The final shot of the sequence isn’t Lin Feng ascending the temple steps. It’s Wei Jie, three days later, teaching children in the courtyard how to hold their breath underwater. His hands are still bandaged. His gait is stiff. But when a girl sinks too deep and panics, he dives in—not with flair, but with urgency—and pulls her up, pressing his forehead to hers until her gasps steady. No purple energy. No floating. Just flesh, water, and the quiet certainty that some salvations don’t need witnesses.
That’s the real legend. Not the storm. Not the sword.
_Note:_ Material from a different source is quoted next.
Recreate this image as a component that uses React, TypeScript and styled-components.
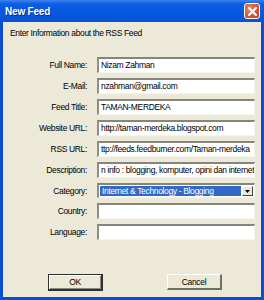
import styled, { createGlobalStyle } from 'styled-components';

const GlobalStyle = createGlobalStyle`
  html, body {
    margin: 0;
    padding: 0;
    background: #ece9d8;
  }
`;

const fields = [
  { label: 'Full Name:', value: 'Nizam Zahman' },
  { label: 'E-Mail:', value: 'nzahman@gmail.com' },
  { label: 'Feed Title:', value: 'TAMAN-MERDEKA' },
  { label: 'Website URL:', value: 'http://taman-merdeka.blogspot.com' },
  { label: 'RSS URL:', value: 'ttp://feeds.feedburner.com/Taman-merdeka' },
  { label: 'Description:', value: 'n info : blogging, komputer, opini dan internet' },
];

const App = () => {
  return (
    <>
      <GlobalStyle />
      <Window>
        <TitleBar>
          <Title>New Feed</Title>
          <CloseButton>
            <svg width="9" height="9" viewBox="0 0 9 9">
              <path d="M1 1 L8 8 M8 1 L1 8" stroke="#fff" strokeWidth="2" strokeLinecap="square" />
            </svg>
          </CloseButton>
        </TitleBar>
        <Client>
          <Intro>Enter Information about the RSS Feed</Intro>
          <Form>
            {fields.map((f) => (
              <Row key={f.label}>
                <Label>{f.label}</Label>
                <TextBox>{f.value}</TextBox>
              </Row>
            ))}
            <Row>
              <Label>Category:</Label>
              <Combo>
                <Selected>Internet &amp; Technology - Blogging</Selected>
                <DropButton>
                  <svg width="5" height="3" viewBox="0 0 5 3">
                    <path d="M0 0 H5 L2.5 3 Z" fill="#000" />
                  </svg>
                </DropButton>
              </Combo>
            </Row>
            <Row>
              <Label>Country:</Label>
              <TextBox />
            </Row>
            <Row>
              <Label>Language:</Label>
              <TextBox />
            </Row>
          </Form>
          <Buttons>
            <Button $default>OK</Button>
            <Button>Cancel</Button>
          </Buttons>
        </Client>
      </Window>
    </>
  );
};

export default App;

const font = `"Liberation Sans", Arial, sans-serif`;

const Window = styled.div`
  width: 264px;
  height: 300px;
  box-sizing: border-box;
  display: flex;
  flex-direction: column;
  background: #0b4fd0;
  padding: 0 3px 3px 3px;
  font-family: ${font};
  font-size: 8.5px;
  letter-spacing: -0.35px;
  color: #000;
`;

const TitleBar = styled.div`
  height: 22px;
  margin: 0 -3px;
  padding: 0 4px 0 5px;
  display: flex;
  align-items: center;
  justify-content: space-between;
  background: linear-gradient(
    to bottom,
    #3b86f0 0%,
    #0d5ce6 18%,
    #0658e0 60%,
    #0a52d4 100%
  );
`;

const Title = styled.span`
  color: #fff;
  font-weight: bold;
  font-size: 10px;
  letter-spacing: -0.2px;
  text-shadow: 1px 1px 0 #0a2f8c;
`;

const CloseButton = styled.div`
  width: 14px;
  height: 14px;
  border: 1px solid #fff;
  border-radius: 3px;
  background: radial-gradient(circle at 35% 35%, #e98a66 0%, #d9532a 60%, #c13c12 100%);
  display: flex;
  align-items: center;
  justify-content: center;
`;

const Client = styled.div`
  flex: 1;
  display: flex;
  flex-direction: column;
  background: #ece9d8;
  padding: 5px 6px 6px 7px;
`;

const Intro = styled.div`
  line-height: 12px;
`;

const Form = styled.div`
  margin-top: 18px;
  display: flex;
  flex-direction: column;
  gap: 5px;
`;

const Row = styled.div`
  display: grid;
  grid-template-columns: 77px 158px;
  column-gap: 10px;
  align-items: center;
`;

const Label = styled.span`
  text-align: right;
  white-space: nowrap;
`;

const TextBox = styled.div`
  height: 16px;
  box-sizing: border-box;
  background: #fff;
  border-top: 2px solid #85857c;
  border-left: 2px solid #8e8e86;
  border-right: 1px solid #f4f3ee;
  border-bottom: 1px solid #f4f3ee;
  padding: 0 2px;
  line-height: 13px;
  white-space: nowrap;
  overflow: hidden;
`;

const Combo = styled(TextBox)`
  height: 15px;
  display: flex;
  align-items: stretch;
  padding: 1px;
  line-height: 10px;
  gap: 1px;
`;

const Selected = styled.span`
  flex: 1;
  background: #3169c6;
  color: #fff;
  padding: 0 2px;
  overflow: hidden;
`;

const DropButton = styled.span`
  width: 11px;
  box-sizing: border-box;
  background: #ece9d8;
  border-top: 1px solid #fff;
  border-left: 1px solid #fff;
  border-right: 1px solid #404040;
  border-bottom: 1px solid #404040;
  display: flex;
  align-items: center;
  justify-content: center;
`;

const Buttons = styled.div`
  margin-top: auto;
  display: flex;
  align-items: flex-start;
  gap: 64px;
  padding-left: 38px;
`;

const Button = styled.div<{ $default?: boolean }>`
  width: 55px;
  height: ${(p) => (p.$default ? 17 : 16)}px;
  box-sizing: border-box;
  display: flex;
  align-items: center;
  justify-content: center;
  background: #ece9d8;
  border-top: 1px solid ${(p) => (p.$default ? '#303030' : '#fff')};
  border-left: 1px solid ${(p) => (p.$default ? '#303030' : '#fff')};
  border-right: 2px solid ${(p) => (p.$default ? '#303030' : '#6f6f68')};
  border-bottom: 2px solid ${(p) => (p.$default ? '#303030' : '#6f6f68')};
  box-shadow: ${(p) => (p.$default ? 'inset 1px 1px 0 #fff, inset -1px -1px 0 #8a8a82' : 'none')};
`;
The man who, after being shattered, still kneels to lift another up.
We’ve been conditioned to worship the victor. *The Azure Scroll* forces us to reconsider: What if the true Legendary Hero is the one the victor *stops to see*? What if heroism isn’t about rising above the crowd—but about making the crowd *rise with you*?
Watch closely in Episode 7: when Lin Feng visits the blacksmith’s forge (now rebuilt), he doesn’t bring gifts. He brings coal. And he works the bellows for three hours, sweat mixing with soot, until the fire roars—not for forging weapons, but for baking bread. Wei Jie watches from the doorway, arms crossed, a ghost of a smile on his lips. No dialogue. No music. Just the rhythmic *whoosh-hiss* of flame, and the unspoken pact forming in the heat.
This isn’t fantasy escapism. It’s emotional archaeology. Every stitch in Wei Jie’s torn sleeve, every wrinkle around Lin Feng’s eyes when he blinks too fast—they’re artifacts of a deeper truth: that power without empathy is just noise, and that the most enduring legends aren’t written in ink, but in the spaces between heartbeats, where mercy chooses to linger.